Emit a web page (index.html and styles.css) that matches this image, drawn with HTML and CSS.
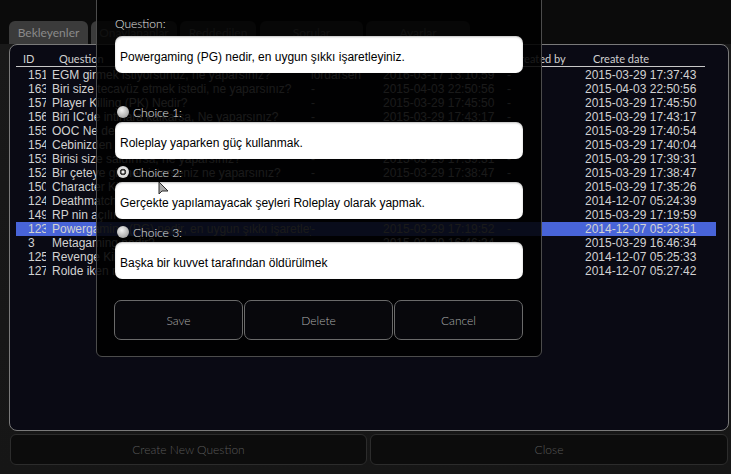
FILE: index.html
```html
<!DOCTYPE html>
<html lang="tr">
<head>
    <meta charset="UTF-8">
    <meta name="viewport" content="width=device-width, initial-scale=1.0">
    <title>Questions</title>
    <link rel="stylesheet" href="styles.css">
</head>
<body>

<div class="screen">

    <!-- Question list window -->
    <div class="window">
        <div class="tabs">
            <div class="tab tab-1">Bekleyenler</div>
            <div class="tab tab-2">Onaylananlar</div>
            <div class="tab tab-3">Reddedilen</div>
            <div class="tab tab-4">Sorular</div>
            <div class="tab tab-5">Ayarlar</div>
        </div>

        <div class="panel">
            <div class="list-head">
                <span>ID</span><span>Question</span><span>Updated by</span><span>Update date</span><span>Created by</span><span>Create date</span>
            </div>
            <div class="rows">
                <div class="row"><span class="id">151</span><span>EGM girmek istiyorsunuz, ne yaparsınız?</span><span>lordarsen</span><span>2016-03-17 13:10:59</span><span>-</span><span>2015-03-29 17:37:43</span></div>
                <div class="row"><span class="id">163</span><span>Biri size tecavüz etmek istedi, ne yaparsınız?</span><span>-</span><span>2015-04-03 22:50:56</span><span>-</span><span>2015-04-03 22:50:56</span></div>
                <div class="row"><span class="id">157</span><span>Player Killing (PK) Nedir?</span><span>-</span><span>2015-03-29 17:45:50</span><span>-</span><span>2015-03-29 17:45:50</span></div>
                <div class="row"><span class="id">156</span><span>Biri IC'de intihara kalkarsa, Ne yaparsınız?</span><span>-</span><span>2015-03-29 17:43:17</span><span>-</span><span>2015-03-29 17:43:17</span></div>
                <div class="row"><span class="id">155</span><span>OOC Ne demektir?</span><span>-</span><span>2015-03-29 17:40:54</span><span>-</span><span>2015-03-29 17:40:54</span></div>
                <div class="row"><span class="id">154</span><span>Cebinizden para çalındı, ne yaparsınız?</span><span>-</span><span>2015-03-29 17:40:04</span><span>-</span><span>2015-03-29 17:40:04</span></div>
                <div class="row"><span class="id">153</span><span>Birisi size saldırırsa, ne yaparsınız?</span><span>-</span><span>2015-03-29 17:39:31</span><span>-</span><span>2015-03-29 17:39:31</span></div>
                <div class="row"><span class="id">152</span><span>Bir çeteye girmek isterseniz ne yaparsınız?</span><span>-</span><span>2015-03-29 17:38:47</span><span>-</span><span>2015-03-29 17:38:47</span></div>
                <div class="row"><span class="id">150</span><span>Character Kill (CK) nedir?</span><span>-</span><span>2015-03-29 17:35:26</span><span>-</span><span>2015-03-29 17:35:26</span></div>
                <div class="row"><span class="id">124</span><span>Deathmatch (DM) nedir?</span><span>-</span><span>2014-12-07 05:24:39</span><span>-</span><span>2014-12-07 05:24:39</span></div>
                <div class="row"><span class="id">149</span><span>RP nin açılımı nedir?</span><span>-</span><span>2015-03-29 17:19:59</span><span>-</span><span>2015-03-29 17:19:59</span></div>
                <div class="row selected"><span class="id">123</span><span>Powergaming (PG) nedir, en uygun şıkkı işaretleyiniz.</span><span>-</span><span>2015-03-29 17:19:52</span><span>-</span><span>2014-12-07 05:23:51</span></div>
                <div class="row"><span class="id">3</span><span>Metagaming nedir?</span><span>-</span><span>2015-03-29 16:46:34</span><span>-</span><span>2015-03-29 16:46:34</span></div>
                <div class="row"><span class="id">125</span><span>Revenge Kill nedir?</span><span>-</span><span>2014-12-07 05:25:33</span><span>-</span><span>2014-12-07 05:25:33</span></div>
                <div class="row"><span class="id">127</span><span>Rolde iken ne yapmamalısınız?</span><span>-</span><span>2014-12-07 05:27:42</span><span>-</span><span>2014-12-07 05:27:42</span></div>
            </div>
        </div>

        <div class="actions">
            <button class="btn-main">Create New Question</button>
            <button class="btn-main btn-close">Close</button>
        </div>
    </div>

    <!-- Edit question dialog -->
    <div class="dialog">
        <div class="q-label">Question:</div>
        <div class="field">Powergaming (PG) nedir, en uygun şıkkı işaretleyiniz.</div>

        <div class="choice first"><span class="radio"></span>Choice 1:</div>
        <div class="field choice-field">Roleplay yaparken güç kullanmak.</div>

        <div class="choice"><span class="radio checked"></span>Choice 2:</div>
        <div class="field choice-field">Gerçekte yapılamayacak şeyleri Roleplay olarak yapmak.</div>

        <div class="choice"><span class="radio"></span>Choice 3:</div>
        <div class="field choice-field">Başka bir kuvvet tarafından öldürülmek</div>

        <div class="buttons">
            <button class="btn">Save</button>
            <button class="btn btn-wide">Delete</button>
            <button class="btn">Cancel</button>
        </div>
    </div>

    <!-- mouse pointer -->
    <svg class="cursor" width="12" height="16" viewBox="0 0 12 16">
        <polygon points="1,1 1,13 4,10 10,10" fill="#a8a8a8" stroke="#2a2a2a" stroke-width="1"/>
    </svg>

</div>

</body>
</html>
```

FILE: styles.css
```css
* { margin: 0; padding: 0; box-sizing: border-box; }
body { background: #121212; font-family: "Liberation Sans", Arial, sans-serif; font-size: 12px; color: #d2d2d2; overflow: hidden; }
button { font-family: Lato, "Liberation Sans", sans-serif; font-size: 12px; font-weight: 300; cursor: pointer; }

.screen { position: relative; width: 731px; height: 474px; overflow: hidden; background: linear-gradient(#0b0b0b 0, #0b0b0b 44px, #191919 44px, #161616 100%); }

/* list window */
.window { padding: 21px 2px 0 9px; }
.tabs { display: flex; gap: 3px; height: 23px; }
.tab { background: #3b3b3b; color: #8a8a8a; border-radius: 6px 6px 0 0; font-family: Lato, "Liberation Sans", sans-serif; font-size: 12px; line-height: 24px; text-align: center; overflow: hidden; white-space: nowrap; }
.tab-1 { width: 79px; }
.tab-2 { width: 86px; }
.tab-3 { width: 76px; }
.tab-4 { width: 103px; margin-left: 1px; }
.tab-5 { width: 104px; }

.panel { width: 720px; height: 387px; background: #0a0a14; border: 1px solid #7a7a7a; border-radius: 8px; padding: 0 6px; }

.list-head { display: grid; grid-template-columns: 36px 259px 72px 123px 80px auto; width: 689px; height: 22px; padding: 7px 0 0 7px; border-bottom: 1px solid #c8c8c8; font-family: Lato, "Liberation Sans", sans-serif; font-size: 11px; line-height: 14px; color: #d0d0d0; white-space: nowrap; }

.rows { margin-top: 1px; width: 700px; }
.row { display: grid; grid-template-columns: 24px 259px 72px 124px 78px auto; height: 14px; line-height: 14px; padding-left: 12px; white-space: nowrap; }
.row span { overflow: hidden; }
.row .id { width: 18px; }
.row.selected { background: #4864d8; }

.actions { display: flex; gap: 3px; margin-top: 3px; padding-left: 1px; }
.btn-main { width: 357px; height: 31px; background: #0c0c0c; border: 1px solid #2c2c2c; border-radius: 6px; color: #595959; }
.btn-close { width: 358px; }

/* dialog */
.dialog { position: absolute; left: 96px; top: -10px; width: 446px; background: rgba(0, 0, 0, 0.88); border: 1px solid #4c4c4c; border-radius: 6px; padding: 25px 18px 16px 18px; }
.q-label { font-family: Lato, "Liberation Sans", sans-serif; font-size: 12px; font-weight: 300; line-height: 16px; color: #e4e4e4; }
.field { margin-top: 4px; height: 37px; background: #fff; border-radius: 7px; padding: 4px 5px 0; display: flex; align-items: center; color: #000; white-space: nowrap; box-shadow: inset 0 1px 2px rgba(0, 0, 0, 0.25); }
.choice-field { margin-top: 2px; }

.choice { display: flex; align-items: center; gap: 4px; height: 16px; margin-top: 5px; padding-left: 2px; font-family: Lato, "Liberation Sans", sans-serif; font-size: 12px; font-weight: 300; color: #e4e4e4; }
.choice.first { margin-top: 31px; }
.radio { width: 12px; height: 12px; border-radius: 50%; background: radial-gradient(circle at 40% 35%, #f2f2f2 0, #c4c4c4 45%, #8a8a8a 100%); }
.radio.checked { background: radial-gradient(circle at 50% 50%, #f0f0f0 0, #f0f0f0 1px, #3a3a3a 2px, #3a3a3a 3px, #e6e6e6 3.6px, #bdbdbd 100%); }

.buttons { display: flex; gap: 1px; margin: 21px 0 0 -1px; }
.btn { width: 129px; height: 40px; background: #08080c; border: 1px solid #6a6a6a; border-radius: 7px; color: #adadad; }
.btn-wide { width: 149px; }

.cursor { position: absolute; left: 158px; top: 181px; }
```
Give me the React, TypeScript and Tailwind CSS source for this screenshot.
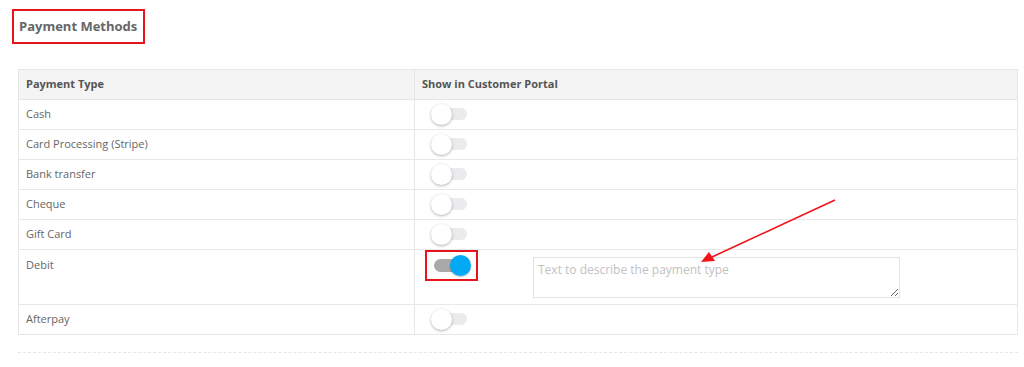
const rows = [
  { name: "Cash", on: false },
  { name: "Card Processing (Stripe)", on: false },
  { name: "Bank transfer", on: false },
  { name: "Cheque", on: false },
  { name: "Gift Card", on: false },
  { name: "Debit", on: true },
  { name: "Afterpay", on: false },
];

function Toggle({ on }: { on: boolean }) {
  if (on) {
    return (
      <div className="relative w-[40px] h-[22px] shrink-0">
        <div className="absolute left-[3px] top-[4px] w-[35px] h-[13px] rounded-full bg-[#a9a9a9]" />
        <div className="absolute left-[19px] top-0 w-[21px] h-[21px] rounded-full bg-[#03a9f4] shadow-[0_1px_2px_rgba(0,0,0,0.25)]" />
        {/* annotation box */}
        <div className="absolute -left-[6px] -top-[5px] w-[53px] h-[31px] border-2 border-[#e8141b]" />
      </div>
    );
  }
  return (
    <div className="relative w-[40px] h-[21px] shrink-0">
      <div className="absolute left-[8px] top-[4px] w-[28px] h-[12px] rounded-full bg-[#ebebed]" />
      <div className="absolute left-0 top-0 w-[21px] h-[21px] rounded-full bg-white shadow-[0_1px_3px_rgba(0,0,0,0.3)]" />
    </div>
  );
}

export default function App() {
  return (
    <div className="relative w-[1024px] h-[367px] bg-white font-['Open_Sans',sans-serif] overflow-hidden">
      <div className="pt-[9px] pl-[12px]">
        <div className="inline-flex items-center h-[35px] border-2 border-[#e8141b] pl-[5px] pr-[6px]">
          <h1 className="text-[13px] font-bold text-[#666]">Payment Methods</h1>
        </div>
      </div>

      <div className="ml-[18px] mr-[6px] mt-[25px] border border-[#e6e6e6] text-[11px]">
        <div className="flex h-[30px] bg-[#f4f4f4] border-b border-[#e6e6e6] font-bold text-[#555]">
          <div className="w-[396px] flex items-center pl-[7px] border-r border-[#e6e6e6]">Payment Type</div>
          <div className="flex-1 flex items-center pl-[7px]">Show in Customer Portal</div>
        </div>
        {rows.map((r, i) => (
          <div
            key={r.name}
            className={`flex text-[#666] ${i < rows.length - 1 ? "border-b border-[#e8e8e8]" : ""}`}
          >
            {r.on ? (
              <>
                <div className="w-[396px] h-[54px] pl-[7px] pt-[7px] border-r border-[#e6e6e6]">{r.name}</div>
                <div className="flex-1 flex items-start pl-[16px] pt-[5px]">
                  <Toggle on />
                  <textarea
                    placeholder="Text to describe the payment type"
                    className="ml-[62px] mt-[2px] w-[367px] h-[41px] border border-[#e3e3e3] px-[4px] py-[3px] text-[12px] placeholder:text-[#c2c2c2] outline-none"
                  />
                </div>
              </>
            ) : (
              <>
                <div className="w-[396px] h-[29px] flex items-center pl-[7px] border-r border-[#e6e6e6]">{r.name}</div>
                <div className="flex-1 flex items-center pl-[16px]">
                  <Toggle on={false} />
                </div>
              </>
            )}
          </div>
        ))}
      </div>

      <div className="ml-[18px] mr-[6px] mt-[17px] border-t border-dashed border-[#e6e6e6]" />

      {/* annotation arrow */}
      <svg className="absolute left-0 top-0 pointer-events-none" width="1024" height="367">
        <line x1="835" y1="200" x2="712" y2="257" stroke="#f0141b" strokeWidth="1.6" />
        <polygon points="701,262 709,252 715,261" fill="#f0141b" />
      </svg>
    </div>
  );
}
◇ ◇ ◇ ◇ ◇
Collect every line from the records above that contains the word "index".

**Final result:**
Emit a web page (index.html and styles.css) that matches this image, drawn with HTML and CSS.
FILE: index.html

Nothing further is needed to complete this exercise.